日本の「金融所得課税」議論で圧倒的に欠けた視点 総裁選の争点だが、政争の具になっていないか
自由民主党総裁選の争点として株式の売却益などへの金融所得課税が浮上している。金融所得課税の話題は必ずと言っていいほど注目が集まるものの、これに政治生命を賭けたい政治家はほぼいないといっていい。つまり、金融所得課税の議論は国民の関心をかき乱す「政争の具」として扱われかねない。本稿では金融所得課税の論点と焦点をまとめたうえで、安易な議論が国民への不信感につながる可能性を指摘したい。
「金融所得課税」推進派と反対派の言い分
金融所得課税とは、投資信託、株式、預金などの金融商品から得た所得にかかる税金で、税率は所得に関わらず、原則として一律で20.3%となっている。もともと、金融所得課税の見直しは、2021年総裁選で岸田文雄首相が打ち出したが、その後、株価の大幅下落によって見送りを余儀なくされている。
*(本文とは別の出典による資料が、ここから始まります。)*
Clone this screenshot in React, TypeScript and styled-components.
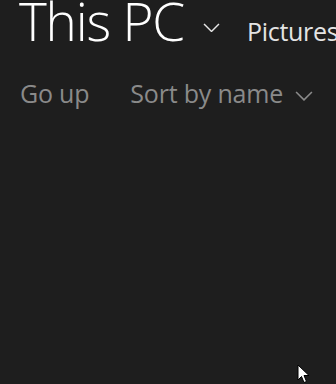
import React from 'react'
import styled, { createGlobalStyle } from 'styled-components'

const Global = createGlobalStyle`
  html, body {
    margin: 0;
    padding: 0;
    background: #1e1e1e;
  }
  body {
    font-family: "Open Sans", "Segoe UI", sans-serif;
  }
`

function Chevron({ width, color }: { width: number; color: string }) {
  return (
    <svg width={width} height={width * 0.55} viewBox="0 0 18 10" fill="none">
      <path d="M1 1 L9 9 L17 1" stroke={color} strokeWidth={1.6} />
    </svg>
  )
}

export default function App() {
  return (
    <Page>
      <Global />
      <Header>
        <Title>This PC</Title>
        <HeaderChevron>
          <Chevron width={17} color="#e6e6e6" />
        </HeaderChevron>
        <Crumb>Pictures</Crumb>
      </Header>
      <Toolbar>
        <ToolButton>Go up</ToolButton>
        <ToolButton>
          Sort by name
          <ToolChevron>
            <Chevron width={18} color="#8a8a8a" />
          </ToolChevron>
        </ToolButton>
      </Toolbar>
      <Cursor width="14" height="20" viewBox="0 0 14 20">
        <path d="M1 1 L1 16 L4.5 12.5 L7 18.5 L9.5 17.5 L7 11.5 L12 11.5 Z" fill="#fff" stroke="#000" strokeWidth="1" />
      </Cursor>
    </Page>
  )
}

const Page = styled.div`
  position: relative;
  width: 336px;
  height: 384px;
  background: #1e1e1e;
  overflow: hidden;
  padding-left: 19px;
  box-sizing: border-box;
`

const Header = styled.div`
  display: flex;
  align-items: baseline;
  margin-top: -6px;
  white-space: nowrap;
`

const Title = styled.h1`
  margin: 0;
  font-size: 53px;
  line-height: 53px;
  font-weight: 300;
  color: #ffffff;
  letter-spacing: -1.2px;
`

const HeaderChevron = styled.span`
  display: flex;
  align-self: flex-start;
  margin: 29px 0 0 19px;
`

const Crumb = styled.span`
  margin-left: 27px;
  font-size: 25px;
  color: #e4e4e4;
  letter-spacing: -0.3px;
`

const Toolbar = styled.div`
  display: flex;
  align-items: center;
  gap: 41px;
  margin-top: 33px;
  padding-left: 1px;
`

const ToolButton = styled.span`
  display: flex;
  align-items: center;
  gap: 12px;
  font-size: 25px;
  line-height: 25px;
  color: #8a8a8a;
  white-space: nowrap;
  letter-spacing: -0.2px;
`

const ToolChevron = styled.span`
  display: flex;
  margin-top: 5px;
`

const Cursor = styled.svg`
  position: absolute;
  left: 297px;
  top: 364px;
`
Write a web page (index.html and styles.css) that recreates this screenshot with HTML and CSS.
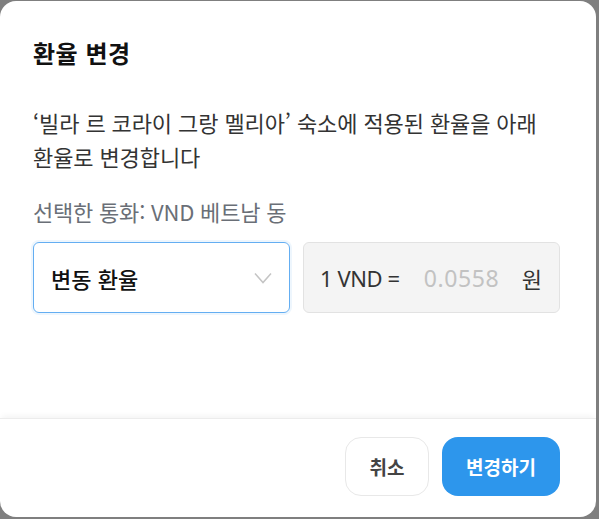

そして今回、金融所得課税の強化をめぐっては、石破茂元幹事長が「実行したい」と語り、小泉進次郎元環境相、茂木敏充幹事長、小林鷹之前経済安全保障担当相、や河野太郎デジタル相、否定的な考えを表明。林芳正官房長官は状況を注視する姿勢を示している。
岸田首相や、石破茂元幹事長が金融所得課税を強化で狙うのは、総所得が1億円を超えると所得税の負担率が下がる「1億円の壁」の打破だ。富裕層は所得だけでなく、金融所得も多く保有してるため、20.3%の課税は税制上有利になっているという考えがもととなっている。経済成長の恩恵の分配によって格差是正を図りたいという思惑がある。